Cannes 2022 : MON PAYS IMAGINAIRE / Critique

21-05-2022 - 19:06 - Par

Cannes 2022 : MON PAYS IMAGINAIRE / Critique

De Patricio Guzmán. Sélection officielle, séance spéciale

 

À Cannes 2019, on avait laissé Patricio Guzmán inquiet du futur du Chili dans LA CORDILLÈRE DES SONGES. Il avait la sensation que le pays, embourbé dans l’ultra-libéralisme implanté depuis la dictature de Pinochet était anesthésié, incapable de se rebeller contre un système qui oppresse et divise. Comme si sa doléance avait été entendue, en octobre de la même année le Chili s’est embrasé. Il n’a fallu que 30 pesos. Quand les prix des tickets de métro ont augmenté, la jeunesse s’est rebellée, enjoignant les habitants de Santiago à sauter par-dessus les barrières pour marquer leur désaccord. Ce fut l’étincelle qui déclencha l’incendie. Petit à petit, tout le pays s’est mis à discuter, à marquer son désaccord, à prendre collectivement conscience des diverses injustices qui traversent le Chili, résistant tous ensemble à la violence de l’État qui a vite dépêché l’armée, rappelant les heures sombres de la dictature.
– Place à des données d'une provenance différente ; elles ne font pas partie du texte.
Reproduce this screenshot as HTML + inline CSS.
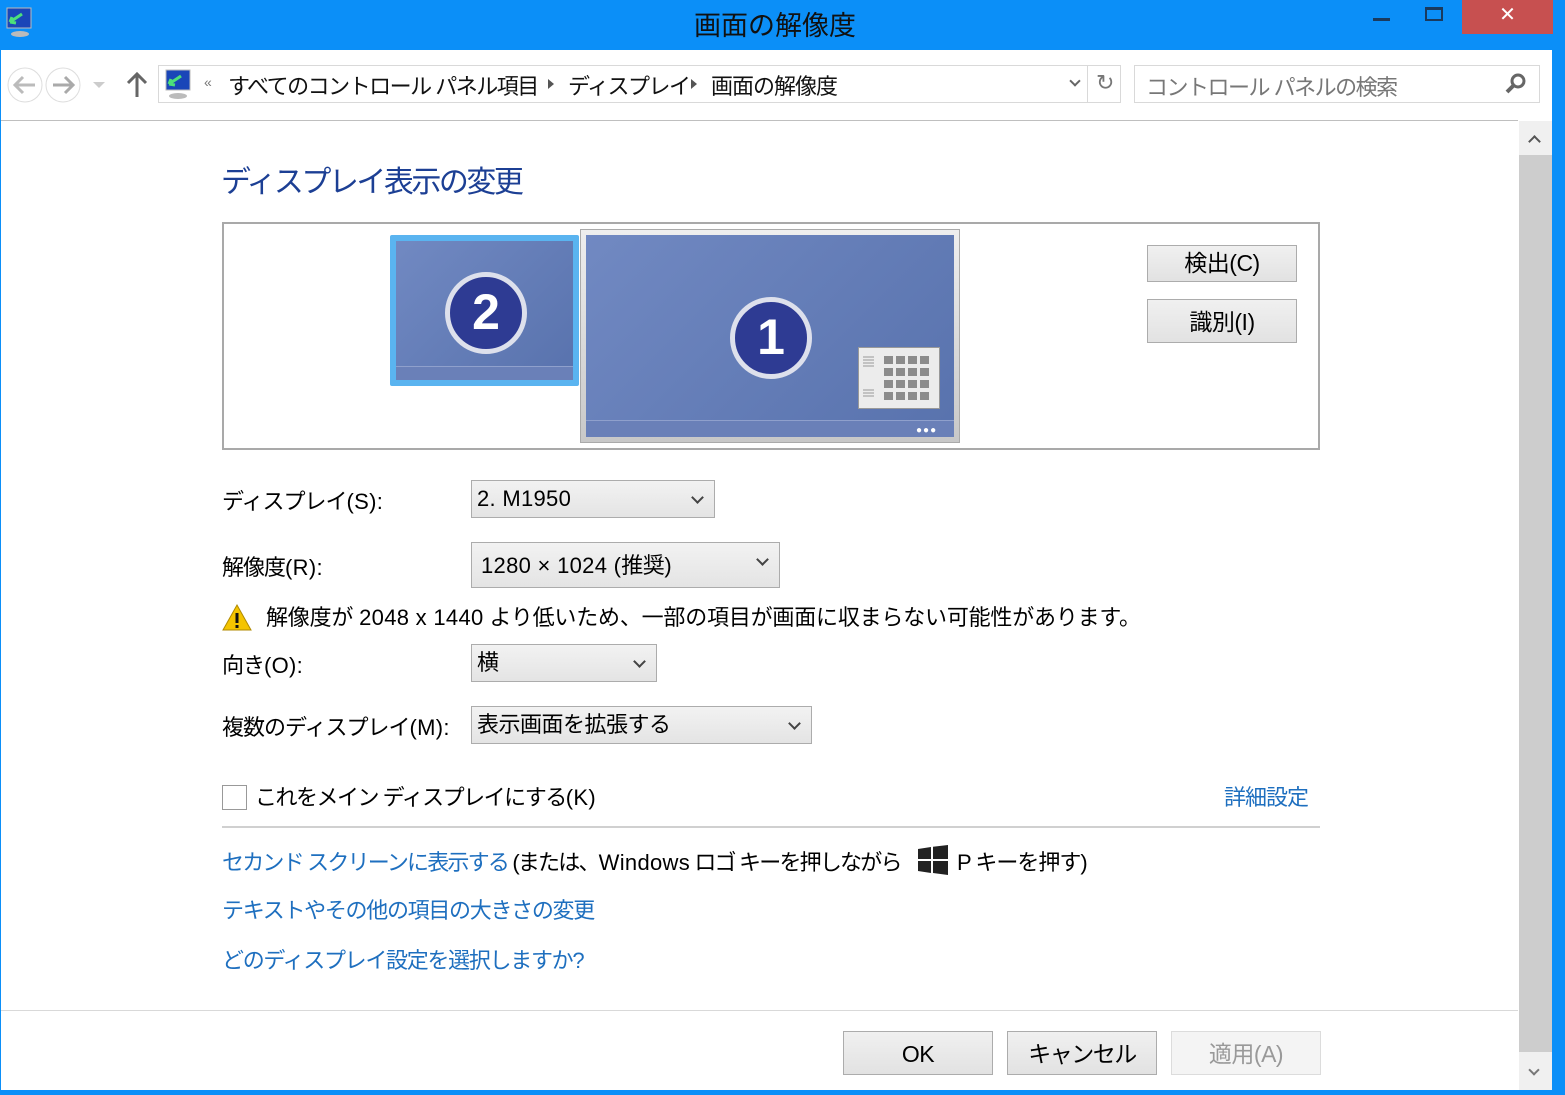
<!DOCTYPE html>
<html><head><meta charset="utf-8"><style>
*{margin:0;padding:0;box-sizing:border-box}
body{width:1565px;height:1095px;background:#0b8ff8;position:relative;overflow:hidden;font-family:"Liberation Sans","Noto Sans CJK JP",sans-serif;color:#000}
.a{position:absolute;white-space:nowrap}
.t{font-size:22px;letter-spacing:-1px}
.l{letter-spacing:0.3px}
.link{color:#1e6fbf}
.dd{position:absolute;background:linear-gradient(#f2f2f2,#e4e4e4);border:1px solid #acacac;font-size:22px;letter-spacing:-0.5px;padding-left:5px;line-height:36px}
.dd:after{content:"";position:absolute;right:12px;top:12px;width:7px;height:7px;border-right:2px solid #444;border-bottom:2px solid #444;transform:rotate(45deg)}
.btn{position:absolute;background:linear-gradient(#f0f0f0,#e2e2e2);border:1px solid #acacac;font-size:23px;text-align:center;letter-spacing:-0.5px}
</style></head><body>
<svg class="a" style="left:6px;top:6px" width="28" height="32" viewBox="0 0 28 32"><rect x="1" y="2" width="24" height="20" fill="#1a46b8" stroke="#bbb"/><path d="M4 16 L16 8 M4 16 l6 1 M4 16 l2-5" stroke="#4de07a" stroke-width="3" fill="none"/><ellipse cx="14" cy="28" rx="9" ry="3" fill="#bbb"/></svg>
<div class="a" style="left:0;width:1550px;top:4px;text-align:center;font-size:27px;color:#111">画面の解像度</div>
<div class="a" style="left:1373px;top:18px;width:17px;height:3px;background:#1a3a5e"></div>
<div class="a" style="left:1425px;top:7px;width:18px;height:14px;border:2px solid #1a3a5e;border-top-width:3px"></div>
<div class="a" style="left:1462px;top:0;width:91px;height:34px;background:#c75050;color:#fff;font-size:20px;text-align:center;line-height:30px">✕</div>
<div class="a" style="left:1px;top:50px;width:1551px;height:1040px;background:#fff"></div>
<svg class="a" style="left:5px;top:66px" width="110" height="38"><circle cx="20" cy="19" r="17" fill="none" stroke="#ddd"/><circle cx="58" cy="19" r="17" fill="none" stroke="#ddd"/><path d="M30 19H10M18 11l-8 8 8 8" stroke="#bbb" stroke-width="3" fill="none"/><path d="M48 19H68M60 11l8 8-8 8" stroke="#aaa" stroke-width="3" fill="none"/><path d="M88 16h12l-6 6z" fill="#ccc"/></svg>
<svg class="a" style="left:126px;top:70px" width="22" height="28"><path d="M11 27V4M2 13l9-9 9 9" stroke="#666" stroke-width="3" fill="none"/></svg>
<div class="a" style="left:158px;top:65px;width:963px;height:38px;border:1px solid #d9d9d9"></div>
<div class="a" style="left:1087px;top:65px;width:1px;height:38px;background:#d9d9d9"></div>
<svg class="a" style="left:163px;top:68px" width="30" height="32" viewBox="0 0 28 32"><rect x="2" y="2" width="24" height="20" fill="#1a46b8" stroke="#bbb"/><path d="M5 16 L17 8 M5 16 l6 1 M5 16 l2-5" stroke="#4de07a" stroke-width="3" fill="none"/><ellipse cx="14" cy="28" rx="9" ry="3" fill="#bbb"/></svg>
<div class="a" style="left:204px;top:74px;font-size:14px;color:#777">«</div>
<div class="a t" style="left:228px;top:69px;color:#111;letter-spacing:-1.5px">すべてのコントロール パネル項目</div>
<div class="a" style="left:548px;top:79px;border-top:5px solid transparent;border-bottom:5px solid transparent;border-left:6px solid #555"></div>
<div class="a t" style="left:568px;top:69px;color:#111;letter-spacing:-1.5px">ディスプレイ</div>
<div class="a" style="left:691px;top:79px;border-top:5px solid transparent;border-bottom:5px solid transparent;border-left:6px solid #555"></div>
<div class="a t" style="left:711px;top:69px;color:#111">画面の解像度</div>
<div class="a" style="left:1071px;top:77px;width:8px;height:8px;border-right:2px solid #666;border-bottom:2px solid #666;transform:rotate(45deg)"></div>
<div class="a" style="left:1096px;top:70px;font-size:22px;color:#777">↻</div>
<div class="a" style="left:1134px;top:65px;width:406px;height:38px;border:1px solid #d9d9d9"></div>
<div class="a t" style="left:1146px;top:70px;color:#777;letter-spacing:-1.5px">コントロール パネルの検索</div>
<svg class="a" style="left:1503px;top:71px" width="26" height="26" viewBox="0 0 26 26"><circle cx="15" cy="10" r="6" stroke="#666" stroke-width="3" fill="none"/><path d="M11 14 L4 21" stroke="#666" stroke-width="4"/></svg>
<div class="a" style="left:1px;top:120px;width:1517px;height:1px;background:#bfbfbf"></div>
<div class="a" style="left:1519px;top:121px;width:33px;height:969px;background:#f0f0f0"></div>
<div class="a" style="left:1519px;top:155px;width:33px;height:897px;background:#cdcdcd"></div>
<div class="a" style="left:1530px;top:137px;width:9px;height:9px;border-left:2px solid #555;border-top:2px solid #555;transform:rotate(45deg)"></div>
<div class="a" style="left:1530px;top:1066px;width:8px;height:8px;border-right:2px solid #777;border-bottom:2px solid #777;transform:rotate(45deg)"></div>
<div class="a" style="left:221px;top:157px;font-size:30px;color:#1c3f94;letter-spacing:-2.5px">ディスプレイ表示の変更</div>
<div class="a" style="left:222px;top:222px;width:1098px;height:228px;border:2px solid #a9a9a9;background:#fff"></div>
<div class="a" style="left:390px;top:235px;width:189px;height:151px;background:#5ab4f0;border-radius:2px"></div>
<div class="a" style="left:396px;top:241px;width:177px;height:139px;background:linear-gradient(135deg,#7189c2,#5872ad)"></div>
<div class="a" style="left:396px;top:366px;width:177px;height:14px;background:#6a80b8;border-top:1px solid #8fa0cc"></div>
<div class="a" style="left:445px;top:272px;width:82px;height:82px;border-radius:50%;background:#2e3b93;border:5px solid #dde0ec;color:#fff;font-size:50px;font-weight:bold;text-align:center;line-height:70px">2</div>
<div class="a" style="left:580px;top:229px;width:380px;height:214px;background:linear-gradient(#eee,#c8c8c8);border:1px solid #aaa"></div>
<div class="a" style="left:586px;top:235px;width:368px;height:202px;background:linear-gradient(135deg,#7189c2,#5872ad)"></div>
<div class="a" style="left:586px;top:420px;width:368px;height:17px;background:#6a80b8;border-top:1px solid #8fa0cc"></div>
<div class="a" style="left:916px;top:425px;font-size:10px;color:#fff;letter-spacing:1px">●●●</div>
<div class="a" style="left:730px;top:297px;width:82px;height:82px;border-radius:50%;background:#2e3b93;border:5px solid #dde0ec;color:#fff;font-size:50px;font-weight:bold;text-align:center;line-height:70px">1</div>
<div class="a" style="left:858px;top:347px;width:82px;height:62px;background:#ececec;border:1px solid #999"></div>
<svg class="a" style="left:858px;top:347px" width="82" height="62"><g fill="#8c8c8c"><rect x="26" y="9" width="9" height="8"/><rect x="38" y="9" width="9" height="8"/><rect x="50" y="9" width="9" height="8"/><rect x="62" y="9" width="9" height="8"/><rect x="26" y="21" width="9" height="8"/><rect x="38" y="21" width="9" height="8"/><rect x="50" y="21" width="9" height="8"/><rect x="62" y="21" width="9" height="8"/><rect x="26" y="33" width="9" height="8"/><rect x="38" y="33" width="9" height="8"/><rect x="50" y="33" width="9" height="8"/><rect x="62" y="33" width="9" height="8"/><rect x="26" y="45" width="9" height="8"/><rect x="38" y="45" width="9" height="8"/><rect x="50" y="45" width="9" height="8"/><rect x="62" y="45" width="9" height="8"/></g><g stroke="#999"><path d="M5 10h11M5 13h11M5 16h11M5 19h11M5 43h11M5 46h11M5 49h11"/></g></svg>
<div class="btn" style="left:1147px;top:245px;width:150px;height:37px;line-height:35px">検出(C)</div>
<div class="btn" style="left:1147px;top:299px;width:150px;height:44px;line-height:44px">識別(I)</div>
<div class="a t" style="left:222px;top:484px">ディスプレイ<span class="l">(S):</span></div>
<div class="dd" style="left:471px;top:480px;width:244px;height:38px"><span class="l">2. M1950</span></div>
<div class="a t" style="left:222px;top:550px">解像度<span class="l">(R):</span></div>
<div class="dd" style="left:471px;top:542px;width:309px;height:46px;line-height:46px;padding-left:9px"><span class="l">1280 × 1024 (</span>推奨<span class="l">)</span></div>
<svg class="a" style="left:221px;top:603px" width="32" height="28"><path d="M16 2 L30 27 H2 Z" fill="#f4c400" stroke="#b08a00"/><rect x="14.5" y="10" width="3" height="10" fill="#111"/><rect x="14.5" y="22" width="3" height="3" fill="#111"/></svg>
<div class="a t" style="left:266px;top:600px;letter-spacing:-0.2px">解像度が <span class="l">2048 x 1440</span> より低いため、一部の項目が画面に収まらない可能性があります。</div>
<div class="a t" style="left:222px;top:648px">向き<span class="l">(O):</span></div>
<div class="dd" style="left:471px;top:644px;width:186px;height:38px">横</div>
<div class="a t" style="left:222px;top:710px">複数のディスプレイ<span class="l">(M):</span></div>
<div class="dd" style="left:471px;top:706px;width:341px;height:38px">表示画面を拡張する</div>
<div class="a" style="left:222px;top:785px;width:25px;height:25px;border:1px solid #999;background:#fff"></div>
<div class="a t" style="left:255px;top:780px;letter-spacing:-1.5px">これをメイン ディスプレイにする<span class="l">(K)</span></div>
<div class="a t link" style="left:1224px;top:780px">詳細設定</div>
<div class="a" style="left:222px;top:826px;width:1098px;height:2px;background:#d0d0d0"></div>
<div class="a t" style="left:222px;top:845px;letter-spacing:-1.8px"><span class="link">セカンド スクリーンに表示する</span> (または、<span class="l">Windows</span> ロゴ キーを押しながら</div>
<svg class="a" style="left:918px;top:845px" width="30" height="30"><path d="M0 4 L13 2 V14 H0Z M15 1.7 L30 0 V14 H15Z M0 16 H13 V28 L0 26Z M15 16 H30 V30 L15 28Z" fill="#222"/></svg>
<div class="a t" style="left:957px;top:845px">P キーを押す)</div>
<div class="a t link" style="left:222px;top:893px;letter-spacing:-1.3px">テキストやその他の項目の大きさの変更</div>
<div class="a t link" style="left:222px;top:943px;letter-spacing:-1.3px">どのディスプレイ設定を選択しますか<span class="l">?</span></div>
<div class="a" style="left:1px;top:1010px;width:1517px;height:1px;background:#d9d9d9"></div>
<div class="btn" style="left:843px;top:1031px;width:150px;height:44px;line-height:44px">OK</div>
<div class="btn" style="left:1007px;top:1031px;width:150px;height:44px;line-height:44px;letter-spacing:-1.5px">キャンセル</div>
<div class="btn" style="left:1171px;top:1031px;width:150px;height:44px;line-height:44px;background:#f4f4f4;border-color:#dcdcdc;color:#999">適用(A)</div>
</body></html>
Le Chili s’est engagé dans un combat pluriel mais soutenu qui a notamment culminé le 25 octobre 2019 avec une manifestation rassemblant plus d’un million de personnes rien que dans la capitale. Et la lutte venue du peuple, par le peuple et pour une nouvelle constitution a fonctionné car, en ce moment-même, une assemblée constituante est en train de la débattre et de la rédiger. Avec un enthousiasme palpable et à plus de 80 ans, Patricio Guzmán raconte cette révolution en marche, la puissance du collectif et la possibilité du réveil. Le cinéaste retrouve l’effervescence des années 1970 lors de l’élection de Salvador Allende et la croyance en un monde différent, meilleur peut-être. Dans MON PAYS IMAGINAIRE, il ne donne la parole qu’aux femmes, en particulier jeunes, car ce sont elles, selon lui, qui sont la véritable force vive du combat. Celles qui n’ont jamais cessé de se battre pour leurs droits, pour leur corps et pour ceux qui avaient disparu sous la dictature. Celles qui ne peuvent revenir en arrière, comme ce pays qui a goûté à l’espoir et qui ne peut plus faire demi-tour. Lucide, plus sage et ayant déjà vécu le terrible revers du putsch de 1973 qui a tué le rêve de sa génération, Patricio Guzmán ne désespère cependant pas que cette génération-là sera capable de rendre bien réel ce pays qu’il n’avait pu qu’imaginer jusqu’à présent. Une immense claque, une bouffée d’air nécessaire, MON PAYS IMAGINAIRE a l’énergie vitale dont on manquait désespérément.

De Patricio Guzman. Documentaire. France / Chili. 1h23. En salles le 26 octobre 2022.